### Exercise details
Below are entries. Reproduce exactly the lines between the line holding "Reproduce this screenshot" and the line holding "const rows = [0, 1, 2, 3, 4];", inclusive, and only those.
*** Listed records
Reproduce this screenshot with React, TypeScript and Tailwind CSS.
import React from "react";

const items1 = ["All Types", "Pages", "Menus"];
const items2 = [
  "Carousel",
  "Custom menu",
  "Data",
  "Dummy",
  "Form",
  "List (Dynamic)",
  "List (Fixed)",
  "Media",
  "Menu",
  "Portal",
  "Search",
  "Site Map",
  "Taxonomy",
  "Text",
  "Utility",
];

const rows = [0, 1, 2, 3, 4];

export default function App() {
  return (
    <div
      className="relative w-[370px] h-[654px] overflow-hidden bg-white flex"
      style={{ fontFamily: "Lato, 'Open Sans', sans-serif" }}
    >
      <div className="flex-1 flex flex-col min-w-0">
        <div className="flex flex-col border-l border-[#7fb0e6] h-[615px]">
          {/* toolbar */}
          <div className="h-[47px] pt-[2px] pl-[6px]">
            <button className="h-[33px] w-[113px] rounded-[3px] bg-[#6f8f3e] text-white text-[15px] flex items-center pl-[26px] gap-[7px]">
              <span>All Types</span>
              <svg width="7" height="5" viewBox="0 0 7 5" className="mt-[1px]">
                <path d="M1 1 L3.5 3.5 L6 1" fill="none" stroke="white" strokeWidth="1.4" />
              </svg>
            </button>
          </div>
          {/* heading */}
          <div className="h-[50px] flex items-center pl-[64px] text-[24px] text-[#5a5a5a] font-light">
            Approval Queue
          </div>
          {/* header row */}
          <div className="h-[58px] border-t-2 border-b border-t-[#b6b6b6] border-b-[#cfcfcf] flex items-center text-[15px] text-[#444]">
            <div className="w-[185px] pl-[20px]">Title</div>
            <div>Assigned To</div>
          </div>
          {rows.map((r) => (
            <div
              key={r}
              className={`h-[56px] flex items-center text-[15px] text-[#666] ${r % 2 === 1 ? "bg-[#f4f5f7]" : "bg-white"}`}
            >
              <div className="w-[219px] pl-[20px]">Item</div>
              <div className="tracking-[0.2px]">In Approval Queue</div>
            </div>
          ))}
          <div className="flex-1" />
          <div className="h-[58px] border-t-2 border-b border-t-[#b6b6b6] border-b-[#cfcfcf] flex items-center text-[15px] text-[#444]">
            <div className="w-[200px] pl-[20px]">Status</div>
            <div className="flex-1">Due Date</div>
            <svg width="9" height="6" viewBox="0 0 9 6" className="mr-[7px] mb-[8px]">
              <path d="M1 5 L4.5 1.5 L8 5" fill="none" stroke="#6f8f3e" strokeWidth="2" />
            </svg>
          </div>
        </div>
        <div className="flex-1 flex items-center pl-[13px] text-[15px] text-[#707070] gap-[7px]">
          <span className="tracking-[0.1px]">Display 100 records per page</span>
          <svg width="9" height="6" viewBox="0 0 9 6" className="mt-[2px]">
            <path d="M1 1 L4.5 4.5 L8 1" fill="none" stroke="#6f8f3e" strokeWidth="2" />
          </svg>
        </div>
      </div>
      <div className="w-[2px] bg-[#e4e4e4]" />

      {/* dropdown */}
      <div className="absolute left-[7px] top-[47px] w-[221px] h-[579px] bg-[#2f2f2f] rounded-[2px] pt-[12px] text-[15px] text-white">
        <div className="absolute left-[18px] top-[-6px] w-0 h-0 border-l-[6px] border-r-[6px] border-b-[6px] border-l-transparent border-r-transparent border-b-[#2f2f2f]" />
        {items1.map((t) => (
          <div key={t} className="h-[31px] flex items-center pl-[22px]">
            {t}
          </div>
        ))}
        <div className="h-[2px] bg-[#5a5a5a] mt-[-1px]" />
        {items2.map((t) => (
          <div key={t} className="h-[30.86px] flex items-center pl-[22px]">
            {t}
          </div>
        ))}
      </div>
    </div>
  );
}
******
*** Listed records
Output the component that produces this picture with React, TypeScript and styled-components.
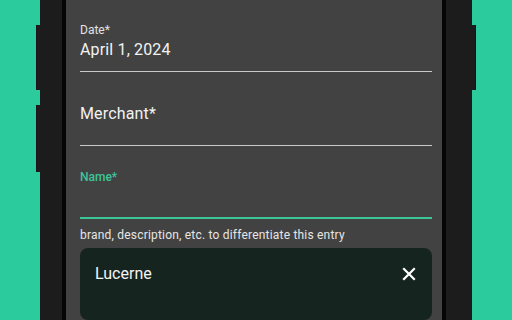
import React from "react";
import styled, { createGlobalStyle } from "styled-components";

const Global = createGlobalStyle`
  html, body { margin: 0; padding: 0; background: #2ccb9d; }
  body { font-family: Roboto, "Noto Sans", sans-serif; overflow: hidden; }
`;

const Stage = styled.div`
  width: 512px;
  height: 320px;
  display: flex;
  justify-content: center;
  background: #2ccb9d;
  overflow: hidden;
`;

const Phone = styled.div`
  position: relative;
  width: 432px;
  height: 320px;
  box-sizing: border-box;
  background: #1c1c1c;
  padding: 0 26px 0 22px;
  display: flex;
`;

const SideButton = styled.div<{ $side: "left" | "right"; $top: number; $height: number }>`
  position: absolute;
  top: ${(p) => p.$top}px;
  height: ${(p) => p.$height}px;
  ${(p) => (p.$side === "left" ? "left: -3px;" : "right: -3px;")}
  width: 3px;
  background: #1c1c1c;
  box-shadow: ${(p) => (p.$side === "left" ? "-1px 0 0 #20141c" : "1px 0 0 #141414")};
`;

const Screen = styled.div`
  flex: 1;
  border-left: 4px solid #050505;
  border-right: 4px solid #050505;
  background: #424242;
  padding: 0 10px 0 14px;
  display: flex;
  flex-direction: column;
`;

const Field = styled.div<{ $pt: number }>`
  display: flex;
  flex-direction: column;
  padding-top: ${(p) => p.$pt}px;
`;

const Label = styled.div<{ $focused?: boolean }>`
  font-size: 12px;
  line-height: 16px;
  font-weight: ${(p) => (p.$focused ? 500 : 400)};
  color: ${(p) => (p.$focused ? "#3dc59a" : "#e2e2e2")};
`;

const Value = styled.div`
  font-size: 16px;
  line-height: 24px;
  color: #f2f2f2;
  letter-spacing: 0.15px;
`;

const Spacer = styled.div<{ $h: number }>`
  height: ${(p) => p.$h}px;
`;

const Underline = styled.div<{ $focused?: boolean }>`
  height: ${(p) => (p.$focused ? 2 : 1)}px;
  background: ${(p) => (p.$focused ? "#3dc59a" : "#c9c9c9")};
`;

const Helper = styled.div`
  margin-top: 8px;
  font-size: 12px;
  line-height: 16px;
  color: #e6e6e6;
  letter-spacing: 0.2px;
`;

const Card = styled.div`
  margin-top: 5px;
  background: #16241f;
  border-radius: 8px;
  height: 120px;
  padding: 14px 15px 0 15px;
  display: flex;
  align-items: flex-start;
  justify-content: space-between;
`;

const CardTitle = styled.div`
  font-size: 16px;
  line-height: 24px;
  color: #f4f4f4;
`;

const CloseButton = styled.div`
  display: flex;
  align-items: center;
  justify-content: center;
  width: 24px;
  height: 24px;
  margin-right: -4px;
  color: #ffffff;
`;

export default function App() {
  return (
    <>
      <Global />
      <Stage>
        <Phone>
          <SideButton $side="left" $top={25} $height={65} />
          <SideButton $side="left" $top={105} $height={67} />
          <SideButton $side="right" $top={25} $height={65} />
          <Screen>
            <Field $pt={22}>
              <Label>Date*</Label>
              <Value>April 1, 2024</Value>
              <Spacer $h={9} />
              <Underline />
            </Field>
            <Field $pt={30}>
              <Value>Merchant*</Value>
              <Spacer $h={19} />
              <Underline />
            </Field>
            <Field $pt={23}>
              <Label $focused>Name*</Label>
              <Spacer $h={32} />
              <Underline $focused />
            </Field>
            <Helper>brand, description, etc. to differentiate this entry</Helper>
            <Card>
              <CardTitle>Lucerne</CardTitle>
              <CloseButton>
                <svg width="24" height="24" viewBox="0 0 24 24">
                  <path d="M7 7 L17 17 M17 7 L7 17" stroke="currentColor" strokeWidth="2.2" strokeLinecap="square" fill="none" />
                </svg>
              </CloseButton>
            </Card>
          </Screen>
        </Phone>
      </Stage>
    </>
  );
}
******
### Task answer
Reproduce this screenshot with React, TypeScript and Tailwind CSS.
import React from "react";

const items1 = ["All Types", "Pages", "Menus"];
const items2 = [
  "Carousel",
  "Custom menu",
  "Data",
  "Dummy",
  "Form",
  "List (Dynamic)",
  "List (Fixed)",
  "Media",
  "Menu",
  "Portal",
  "Search",
  "Site Map",
  "Taxonomy",
  "Text",
  "Utility",
];

const rows = [0, 1, 2, 3, 4];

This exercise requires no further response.